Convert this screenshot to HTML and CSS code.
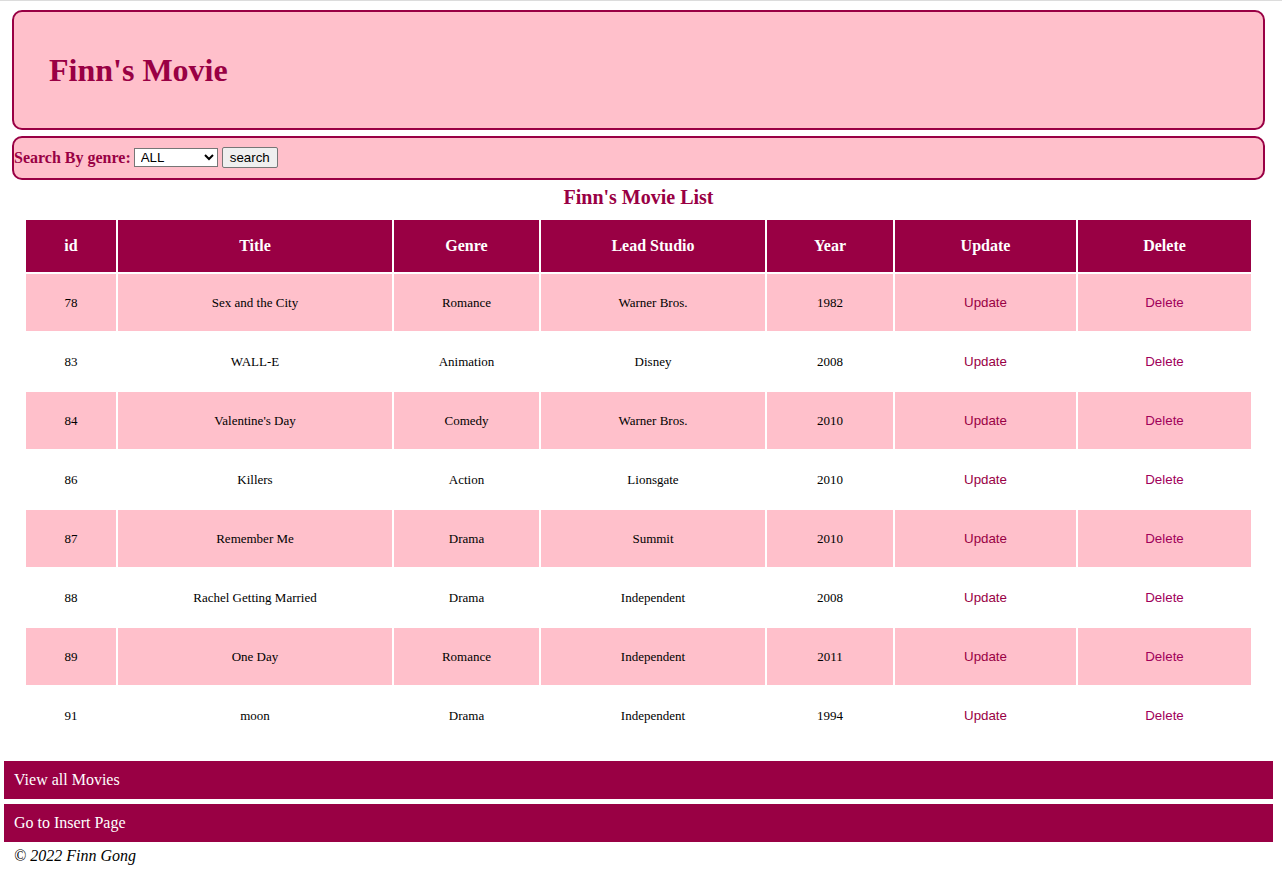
FILE: index.html
```html
<!DOCTYPE html>
<html>
<head>
<meta charset="utf-8">
<title>Finn's Movie</title>
<link rel="stylesheet" href="styles.css">
</head>
<body>
<div class="page">
  <header class="banner">
    <h1 class="banner-title">Finn's Movie</h1>
  </header>
  <form class="search">
    <label class="search-label" for="genre">Search By genre:</label>
    <select id="genre" class="search-select">
      <option>ALL</option>
      <option>Romance</option>
      <option>Animation</option>
      <option>Comedy</option>
      <option>Action</option>
      <option>Drama</option>
    </select>
    <button type="button" class="search-btn">search</button>
  </form>
  <h3 class="list-title">Finn's Movie List</h3>
  <table class="movies">
    <colgroup>
      <col class="c-id"><col class="c-title"><col class="c-genre"><col class="c-studio"><col class="c-year"><col class="c-upd"><col class="c-del">
    </colgroup>
    <thead>
      <tr><th>id</th><th>Title</th><th>Genre</th><th>Lead Studio</th><th>Year</th><th>Update</th><th>Delete</th></tr>
    </thead>
    <tbody>
      <tr><td>78</td><td>Sex and the City</td><td>Romance</td><td>Warner Bros.</td><td>1982</td><td><button class="lnk upd">Update</button></td><td><button class="lnk del">Delete</button></td></tr>
      <tr><td>83</td><td>WALL-E</td><td>Animation</td><td>Disney</td><td>2008</td><td><button class="lnk upd">Update</button></td><td><button class="lnk del">Delete</button></td></tr>
      <tr><td>84</td><td>Valentine's Day</td><td>Comedy</td><td>Warner Bros.</td><td>2010</td><td><button class="lnk upd">Update</button></td><td><button class="lnk del">Delete</button></td></tr>
      <tr><td>86</td><td>Killers</td><td>Action</td><td>Lionsgate</td><td>2010</td><td><button class="lnk upd">Update</button></td><td><button class="lnk del">Delete</button></td></tr>
      <tr><td>87</td><td>Remember Me</td><td>Drama</td><td>Summit</td><td>2010</td><td><button class="lnk upd">Update</button></td><td><button class="lnk del">Delete</button></td></tr>
      <tr><td>88</td><td>Rachel Getting Married</td><td>Drama</td><td>Independent</td><td>2008</td><td><button class="lnk upd">Update</button></td><td><button class="lnk del">Delete</button></td></tr>
      <tr><td>89</td><td>One Day</td><td>Romance</td><td>Independent</td><td>2011</td><td><button class="lnk upd">Update</button></td><td><button class="lnk del">Delete</button></td></tr>
      <tr><td>91</td><td>moon</td><td>Drama</td><td>Independent</td><td>1994</td><td><button class="lnk upd">Update</button></td><td><button class="lnk del">Delete</button></td></tr>
    </tbody>
  </table>
  <nav class="nav">
    <a class="nav-bar" href="#">View all Movies</a>
    <a class="nav-bar" href="#">Go to Insert Page</a>
  </nav>
  <footer class="foot">© 2022 Finn Gong</footer>
</div>
</body>
</html>
```
FILE: styles.css
```css
html {
  border-top: 1px solid #dcdcdc;
}
body {
  margin: 0;
  font-family: "Liberation Serif", "Times New Roman", serif;
  background: #fff;
}
.page {
  width: 1269px;
  margin: 0 0 0 4px;
}
.banner {
  box-sizing: border-box;
  height: 120px;
  margin: 9px 8px 0 8px;
  border: 2px solid #990044;
  border-radius: 10px;
  background: #ffc0cb;
  display: flex;
  align-items: center;
  padding: 0 0 0 35px;
}
.banner-title {
  margin: 0;
  font-size: 32px;
  font-weight: bold;
  color: #990044;
  line-height: 37px;
}
.search {
  box-sizing: border-box;
  height: 44px;
  margin: 6px 8px 0 8px;
  border: 2px solid #990044;
  border-radius: 10px;
  background: #ffc0cb;
  display: flex;
  align-items: center;
  padding: 0 0 1px 0;
}
.search-label {
  font-size: 16px;
  font-weight: bold;
  color: #990044;
  margin-right: 3px;
}
.search-select {
  width: 84px;
  height: 19px;
  font-family: "Liberation Sans", Arial, sans-serif;
  font-size: 13.33px;
  margin: 0;
  border: 1px solid #767676;
  border-radius: 0;
  background: #fff;
  padding: 0 0 0 2px;
}
.search-btn {
  font-family: "Liberation Sans", Arial, sans-serif;
  font-size: 13.33px;
  margin-left: 4px;
  height: 21px;
  width: 56px;
  padding: 0;
  border: 1px solid #767676;
  border-radius: 2px;
  background: #efefef;
  color: #000;
}
.list-title {
  margin: 6px 0 9px 0;
  font-size: 20px;
  line-height: 23px;
  text-align: center;
  color: #990044;
  font-weight: bold;
}
.movies {
  width: 1229px;
  margin: 0 20px;
  table-layout: fixed;
  border-collapse: separate;
  border-spacing: 2px;
}
.c-id { width: 90px; }
.c-title { width: 274px; }
.c-genre { width: 145px; }
.c-studio { width: 224px; }
.c-year { width: 126px; }
.c-upd { width: 181px; }
.c-del { width: 173px; }
.movies th {
  height: 52px;
  padding: 0;
  background: #990044;
  color: #fff;
  font-size: 16px;
  font-weight: bold;
  text-align: center;
}
.movies td {
  height: 57px;
  padding: 0;
  font-size: 13px;
  text-align: center;
  color: #000;
}
.movies tbody tr:nth-child(odd) td {
  background: #ffc0cb;
}
.lnk {
  font-family: "Liberation Sans", Arial, sans-serif;
  font-size: 13.33px;
  background: none;
  border: none;
  padding: 0;
  cursor: pointer;
}
.upd { color: #990044; }
.del { color: #a0005a; }
.nav {
  margin-top: 15px;
  display: flex;
  flex-direction: column;
  gap: 5px;
}
.nav-bar {
  display: flex;
  align-items: center;
  height: 38px;
  padding-left: 10px;
  background: #990044;
  color: #fff;
  font-size: 16px;
  text-decoration: none;
}
.foot {
  margin-top: 5px;
  padding-left: 10px;
  font-style: italic;
  font-size: 16px;
  line-height: 18px;
}
```
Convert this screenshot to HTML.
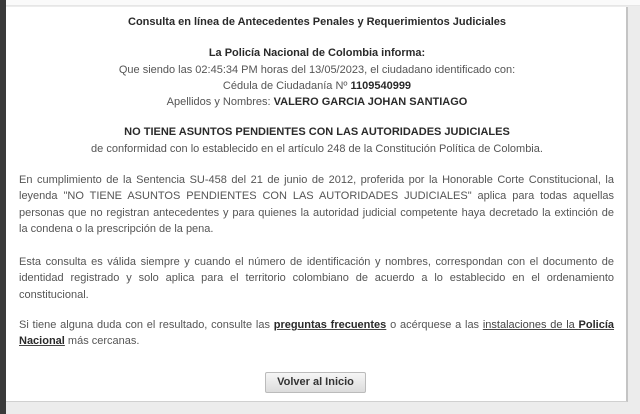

---

Leave out the pictures and copy every record above exactly.

Convert this screenshot to HTML and CSS code.
FILE: index.html
```html
<!DOCTYPE html>
<html>
<head>
<meta charset="utf-8">
<title>Finn's Movie</title>
<link rel="stylesheet" href="styles.css">
</head>
<body>
<div class="page">
  <header class="banner">
    <h1 class="banner-title">Finn's Movie</h1>
  </header>
  <form class="search">
    <label class="search-label" for="genre">Search By genre:</label>
    <select id="genre" class="search-select">
      <option>ALL</option>
      <option>Romance</option>
      <option>Animation</option>
      <option>Comedy</option>
      <option>Action</option>
      <option>Drama</option>
    </select>
    <button type="button" class="search-btn">search</button>
  </form>
  <h3 class="list-title">Finn's Movie List</h3>
  <table class="movies">
    <colgroup>
      <col class="c-id"><col class="c-title"><col class="c-genre"><col class="c-studio"><col class="c-year"><col class="c-upd"><col class="c-del">
    </colgroup>
    <thead>
      <tr><th>id</th><th>Title</th><th>Genre</th><th>Lead Studio</th><th>Year</th><th>Update</th><th>Delete</th></tr>
    </thead>
    <tbody>
      <tr><td>78</td><td>Sex and the City</td><td>Romance</td><td>Warner Bros.</td><td>1982</td><td><button class="lnk upd">Update</button></td><td><button class="lnk del">Delete</button></td></tr>
      <tr><td>83</td><td>WALL-E</td><td>Animation</td><td>Disney</td><td>2008</td><td><button class="lnk upd">Update</button></td><td><button class="lnk del">Delete</button></td></tr>
      <tr><td>84</td><td>Valentine's Day</td><td>Comedy</td><td>Warner Bros.</td><td>2010</td><td><button class="lnk upd">Update</button></td><td><button class="lnk del">Delete</button></td></tr>
      <tr><td>86</td><td>Killers</td><td>Action</td><td>Lionsgate</td><td>2010</td><td><button class="lnk upd">Update</button></td><td><button class="lnk del">Delete</button></td></tr>
      <tr><td>87</td><td>Remember Me</td><td>Drama</td><td>Summit</td><td>2010</td><td><button class="lnk upd">Update</button></td><td><button class="lnk del">Delete</button></td></tr>
      <tr><td>88</td><td>Rachel Getting Married</td><td>Drama</td><td>Independent</td><td>2008</td><td><button class="lnk upd">Update</button></td><td><button class="lnk del">Delete</button></td></tr>
      <tr><td>89</td><td>One Day</td><td>Romance</td><td>Independent</td><td>2011</td><td><button class="lnk upd">Update</button></td><td><button class="lnk del">Delete</button></td></tr>
      <tr><td>91</td><td>moon</td><td>Drama</td><td>Independent</td><td>1994</td><td><button class="lnk upd">Update</button></td><td><button class="lnk del">Delete</button></td></tr>
    </tbody>
  </table>
  <nav class="nav">
    <a class="nav-bar" href="#">View all Movies</a>
    <a class="nav-bar" href="#">Go to Insert Page</a>
  </nav>
  <footer class="foot">© 2022 Finn Gong</footer>
</div>
</body>
</html>
```
FILE: styles.css
```css
html {
  border-top: 1px solid #dcdcdc;
}
body {
  margin: 0;
  font-family: "Liberation Serif", "Times New Roman", serif;
  background: #fff;
}
.page {
  width: 1269px;
  margin: 0 0 0 4px;
}
.banner {
  box-sizing: border-box;
  height: 120px;
  margin: 9px 8px 0 8px;
  border: 2px solid #990044;
  border-radius: 10px;
  background: #ffc0cb;
  display: flex;
  align-items: center;
  padding: 0 0 0 35px;
}
.banner-title {
  margin: 0;
  font-size: 32px;
  font-weight: bold;
  color: #990044;
  line-height: 37px;
}
.search {
  box-sizing: border-box;
  height: 44px;
  margin: 6px 8px 0 8px;
  border: 2px solid #990044;
  border-radius: 10px;
  background: #ffc0cb;
  display: flex;
  align-items: center;
  padding: 0 0 1px 0;
}
.search-label {
  font-size: 16px;
  font-weight: bold;
  color: #990044;
  margin-right: 3px;
}
.search-select {
  width: 84px;
  height: 19px;
  font-family: "Liberation Sans", Arial, sans-serif;
  font-size: 13.33px;
  margin: 0;
  border: 1px solid #767676;
  border-radius: 0;
  background: #fff;
  padding: 0 0 0 2px;
}
.search-btn {
  font-family: "Liberation Sans", Arial, sans-serif;
  font-size: 13.33px;
  margin-left: 4px;
  height: 21px;
  width: 56px;
  padding: 0;
  border: 1px solid #767676;
  border-radius: 2px;
  background: #efefef;
  color: #000;
}
.list-title {
  margin: 6px 0 9px 0;
  font-size: 20px;
  line-height: 23px;
  text-align: center;
  color: #990044;
  font-weight: bold;
}
.movies {
  width: 1229px;
  margin: 0 20px;
  table-layout: fixed;
  border-collapse: separate;
  border-spacing: 2px;
}
.c-id { width: 90px; }
.c-title { width: 274px; }
.c-genre { width: 145px; }
.c-studio { width: 224px; }
.c-year { width: 126px; }
.c-upd { width: 181px; }
.c-del { width: 173px; }
.movies th {
  height: 52px;
  padding: 0;
  background: #990044;
  color: #fff;
  font-size: 16px;
  font-weight: bold;
  text-align: center;
}
.movies td {
  height: 57px;
  padding: 0;
  font-size: 13px;
  text-align: center;
  color: #000;
}
.movies tbody tr:nth-child(odd) td {
  background: #ffc0cb;
}
.lnk {
  font-family: "Liberation Sans", Arial, sans-serif;
  font-size: 13.33px;
  background: none;
  border: none;
  padding: 0;
  cursor: pointer;
}
.upd { color: #990044; }
.del { color: #a0005a; }
.nav {
  margin-top: 15px;
  display: flex;
  flex-direction: column;
  gap: 5px;
}
.nav-bar {
  display: flex;
  align-items: center;
  height: 38px;
  padding-left: 10px;
  background: #990044;
  color: #fff;
  font-size: 16px;
  text-decoration: none;
}
.foot {
  margin-top: 5px;
  padding-left: 10px;
  font-style: italic;
  font-size: 16px;
  line-height: 18px;
}
```
Convert this screenshot to HTML.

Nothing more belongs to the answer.